**Set task:** Reproduce the listing below in full and without alteration, apart from its pictures.

**Supplied material:**
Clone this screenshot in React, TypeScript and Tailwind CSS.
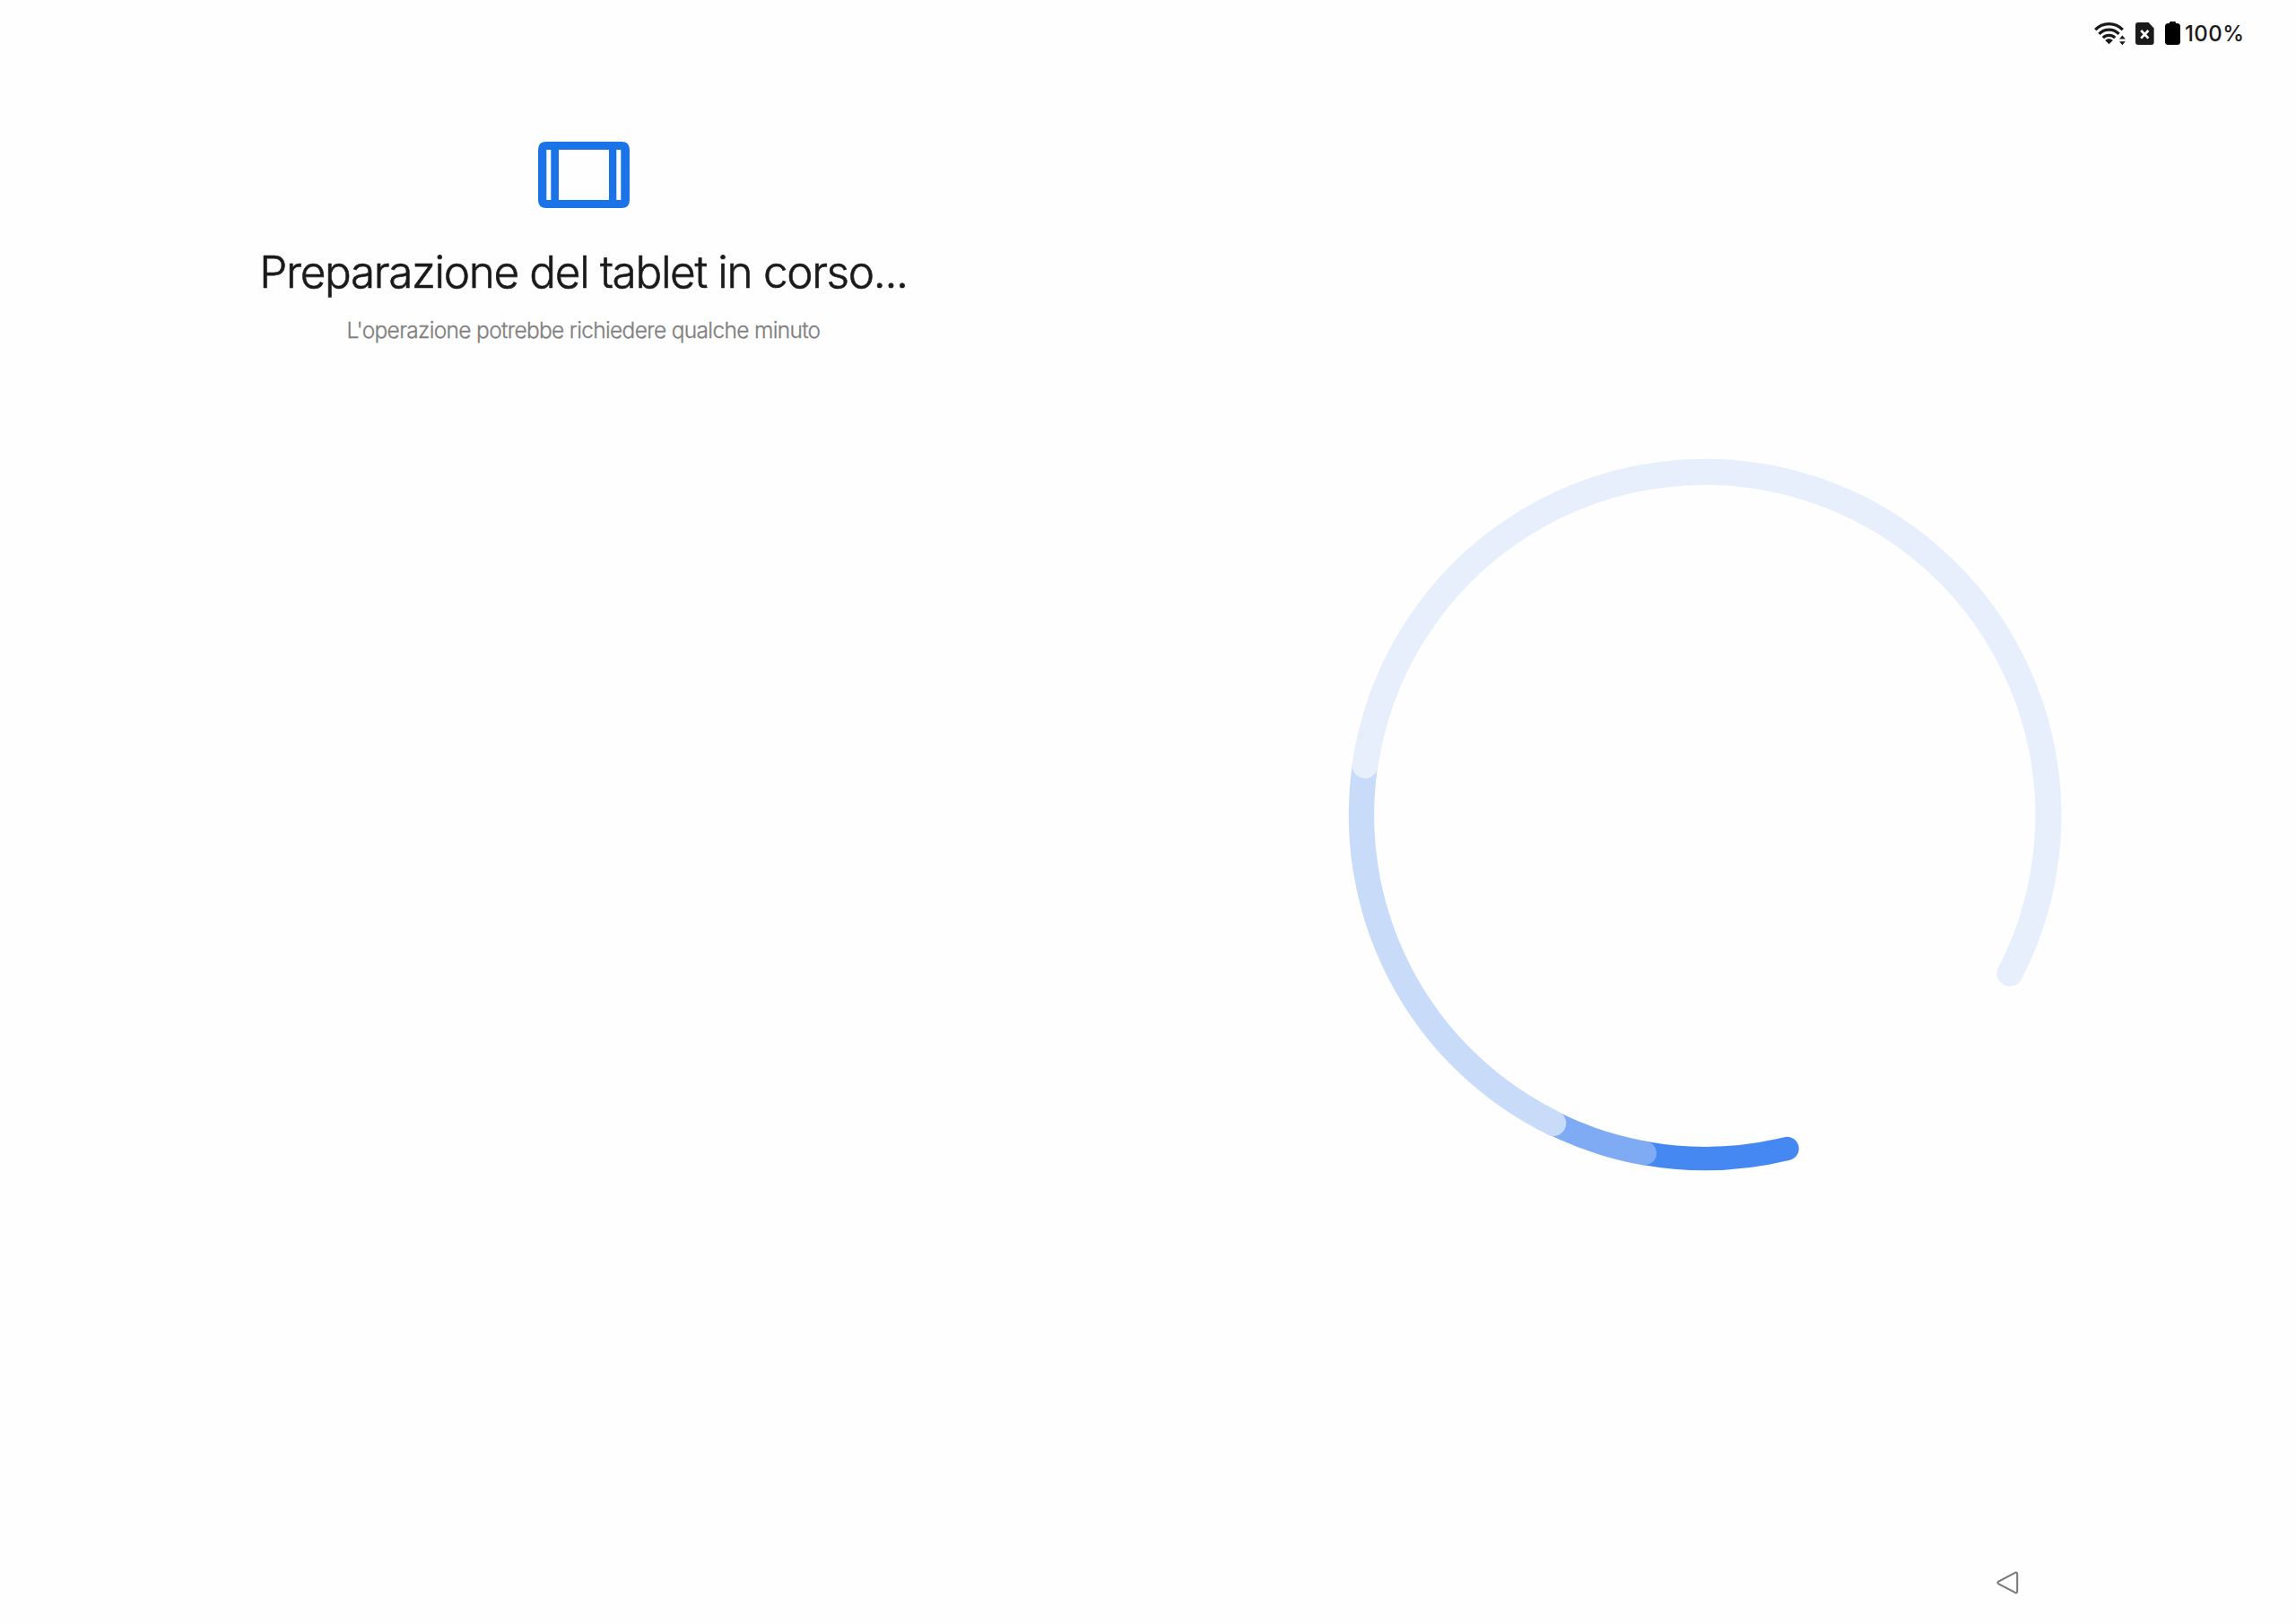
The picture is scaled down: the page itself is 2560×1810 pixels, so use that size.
function WifiIcon() {
  return (
    <svg width="37" height="28" viewBox="0 0 37 28" fill="none">
      <g stroke="#1a1a1a" strokeWidth="3.2">
        <path d="M1.2 10.2C9.5 1.3 23.5 1.3 31.8 10.2" />
        <path d="M5.4 14.8C11.5 8.5 21.5 8.5 27.6 14.8" />
        <path d="M9.8 19.2C13.5 15.4 19.5 15.4 23.2 19.2" />
      </g>
      <path d="M12.2 22C14.6 19.6 18.4 19.6 20.8 22L16.5 26.3Z" fill="#1a1a1a" />
      <path d="M28 20.6L31.4 16.6L34.8 20.6ZM28 23.2L31.4 27.2L34.8 23.2Z" fill="#1a1a1a" />
    </svg>
  );
}

function SimIcon() {
  return (
    <svg width="21" height="25" viewBox="0 0 21 25" fill="none">
      <path
        d="M3 0H14.6L20.6 6.4V22Q20.6 25 17.6 25H3Q0 25 0 22V3Q0 0 3 0Z"
        fill="#1a1a1a"
      />
      <path d="M6.2 9L14.4 17.6M14.4 9L6.2 17.6" stroke="#fefefe" strokeWidth="2.7" />
    </svg>
  );
}

function BatteryIcon() {
  return (
    <svg width="17" height="26" viewBox="0 0 17 26" fill="#000">
      <path d="M5 2V1.4Q5 0 6.4 0H10.6Q12 0 12 1.4V2H13.4Q17 2 17 5.5V22.5Q17 26 13.4 26H3.6Q0 26 0 22.5V5.5Q0 2 3.6 2Z" />
    </svg>
  );
}

function TabletIcon() {
  return (
    <svg width="102" height="74" viewBox="0 0 102 74">
      <path
        fillRule="evenodd"
        fill="#1b73e8"
        d="M9 0H93Q102 0 102 9V65Q102 74 93 74H9Q0 74 0 65V9Q0 0 9 0ZM9.3 9V65H14.3V9ZM23 9V65H79V9ZM87.3 9V65H92.3V9Z"
      />
    </svg>
  );
}

function Spinner() {
  return (
    <svg width="800" height="800" viewBox="1501.5 509 800 800" fill="none" strokeLinecap="round">
      <path d="M1993 1281A383 383 0 0 1 1834 1286" stroke="#4688f1" strokeWidth="26.4" />
      <path d="M1834 1286A383 383 0 0 1 1732.5 1252.7" stroke="#7eabf3" strokeWidth="27" />
      <path d="M1732.5 1252.7A383 383 0 0 1 1522.5 853.5" stroke="#c8dcfa" strokeWidth="28.4" />
      <path d="M1522.5 853.5A383 383 0 1 1 2241.5 1085.5" stroke="#e7effd" strokeWidth="29" />
    </svg>
  );
}

export default function App() {
  return (
    <div className="flex h-[1810px] w-[2560px] flex-col bg-[#fefefe] font-['Inter',sans-serif] text-[#1a1a1a]">
      <header className="flex h-[74px] items-center justify-end pr-[58px]">
        <WifiIcon />
        <div className="ml-[9px]">
          <SimIcon />
        </div>
        <div className="ml-[12px]">
          <BatteryIcon />
        </div>
        <span className="ml-[5px] w-[66px] whitespace-nowrap pt-[2px] text-[24px] font-medium leading-none tracking-[0.4px]">
          100%
        </span>
      </header>

      <main className="flex flex-1">
        <section className="flex w-[1301px] flex-col items-center pt-[84px]">
          <TabletIcon />
          <h1 className="mt-[41px] whitespace-nowrap text-[49.5px] font-light leading-[60px] tracking-[-1.36px] [-webkit-text-stroke:0.6px_#1a1a1a]">
            Preparazione del tablet in corso...
          </h1>
          <p className="mt-[20px] whitespace-nowrap text-[24.5px] font-light leading-[30px] tracking-[-0.67px] text-[#808080] [-webkit-text-stroke:0.3px_#808080]">
            L'operazione potrebbe richiedere qualche minuto
          </p>
        </section>
        <section className="flex flex-1 pl-[200px] pt-[435px]">
          <Spinner />
        </section>
      </main>

      <footer className="flex h-[90px] items-center justify-end pr-[308px]">
        <svg width="26" height="26" viewBox="0 0 26 26" fill="none">
          <path
            d="M2.4 11.7L21 1.8Q23.2 1 23.2 3.4V22.6Q23.2 25 21 24.2L2.4 14.3Q.4 13 2.4 11.7Z"
            stroke="#777"
            strokeWidth="2"
          />
        </svg>
      </footer>
    </div>
  );
}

**Response:**
Clone this screenshot in React, TypeScript and Tailwind CSS.
The picture is scaled down: the page itself is 2560×1810 pixels, so use that size.
function WifiIcon() {
  return (
    <svg width="37" height="28" viewBox="0 0 37 28" fill="none">
      <g stroke="#1a1a1a" strokeWidth="3.2">
        <path d="M1.2 10.2C9.5 1.3 23.5 1.3 31.8 10.2" />
        <path d="M5.4 14.8C11.5 8.5 21.5 8.5 27.6 14.8" />
        <path d="M9.8 19.2C13.5 15.4 19.5 15.4 23.2 19.2" />
      </g>
      <path d="M12.2 22C14.6 19.6 18.4 19.6 20.8 22L16.5 26.3Z" fill="#1a1a1a" />
      <path d="M28 20.6L31.4 16.6L34.8 20.6ZM28 23.2L31.4 27.2L34.8 23.2Z" fill="#1a1a1a" />
    </svg>
  );
}

function SimIcon() {
  return (
    <svg width="21" height="25" viewBox="0 0 21 25" fill="none">
      <path
        d="M3 0H14.6L20.6 6.4V22Q20.6 25 17.6 25H3Q0 25 0 22V3Q0 0 3 0Z"
        fill="#1a1a1a"
      />
      <path d="M6.2 9L14.4 17.6M14.4 9L6.2 17.6" stroke="#fefefe" strokeWidth="2.7" />
    </svg>
  );
}

function BatteryIcon() {
  return (
    <svg width="17" height="26" viewBox="0 0 17 26" fill="#000">
      <path d="M5 2V1.4Q5 0 6.4 0H10.6Q12 0 12 1.4V2H13.4Q17 2 17 5.5V22.5Q17 26 13.4 26H3.6Q0 26 0 22.5V5.5Q0 2 3.6 2Z" />
    </svg>
  );
}

function TabletIcon() {
  return (
    <svg width="102" height="74" viewBox="0 0 102 74">
      <path
        fillRule="evenodd"
        fill="#1b73e8"
        d="M9 0H93Q102 0 102 9V65Q102 74 93 74H9Q0 74 0 65V9Q0 0 9 0ZM9.3 9V65H14.3V9ZM23 9V65H79V9ZM87.3 9V65H92.3V9Z"
      />
    </svg>
  );
}

function Spinner() {
  return (
    <svg width="800" height="800" viewBox="1501.5 509 800 800" fill="none" strokeLinecap="round">
      <path d="M1993 1281A383 383 0 0 1 1834 1286" stroke="#4688f1" strokeWidth="26.4" />
      <path d="M1834 1286A383 383 0 0 1 1732.5 1252.7" stroke="#7eabf3" strokeWidth="27" />
      <path d="M1732.5 1252.7A383 383 0 0 1 1522.5 853.5" stroke="#c8dcfa" strokeWidth="28.4" />
      <path d="M1522.5 853.5A383 383 0 1 1 2241.5 1085.5" stroke="#e7effd" strokeWidth="29" />
    </svg>
  );
}

export default function App() {
  return (
    <div className="flex h-[1810px] w-[2560px] flex-col bg-[#fefefe] font-['Inter',sans-serif] text-[#1a1a1a]">
      <header className="flex h-[74px] items-center justify-end pr-[58px]">
        <WifiIcon />
        <div className="ml-[9px]">
          <SimIcon />
        </div>
        <div className="ml-[12px]">
          <BatteryIcon />
        </div>
        <span className="ml-[5px] w-[66px] whitespace-nowrap pt-[2px] text-[24px] font-medium leading-none tracking-[0.4px]">
          100%
        </span>
      </header>

      <main className="flex flex-1">
        <section className="flex w-[1301px] flex-col items-center pt-[84px]">
          <TabletIcon />
          <h1 className="mt-[41px] whitespace-nowrap text-[49.5px] font-light leading-[60px] tracking-[-1.36px] [-webkit-text-stroke:0.6px_#1a1a1a]">
            Preparazione del tablet in corso...
          </h1>
          <p className="mt-[20px] whitespace-nowrap text-[24.5px] font-light leading-[30px] tracking-[-0.67px] text-[#808080] [-webkit-text-stroke:0.3px_#808080]">
            L'operazione potrebbe richiedere qualche minuto
          </p>
        </section>
        <section className="flex flex-1 pl-[200px] pt-[435px]">
          <Spinner />
        </section>
      </main>

      <footer className="flex h-[90px] items-center justify-end pr-[308px]">
        <svg width="26" height="26" viewBox="0 0 26 26" fill="none">
          <path
            d="M2.4 11.7L21 1.8Q23.2 1 23.2 3.4V22.6Q23.2 25 21 24.2L2.4 14.3Q.4 13 2.4 11.7Z"
            stroke="#777"
            strokeWidth="2"
          />
        </svg>
      </footer>
    </div>
  );
}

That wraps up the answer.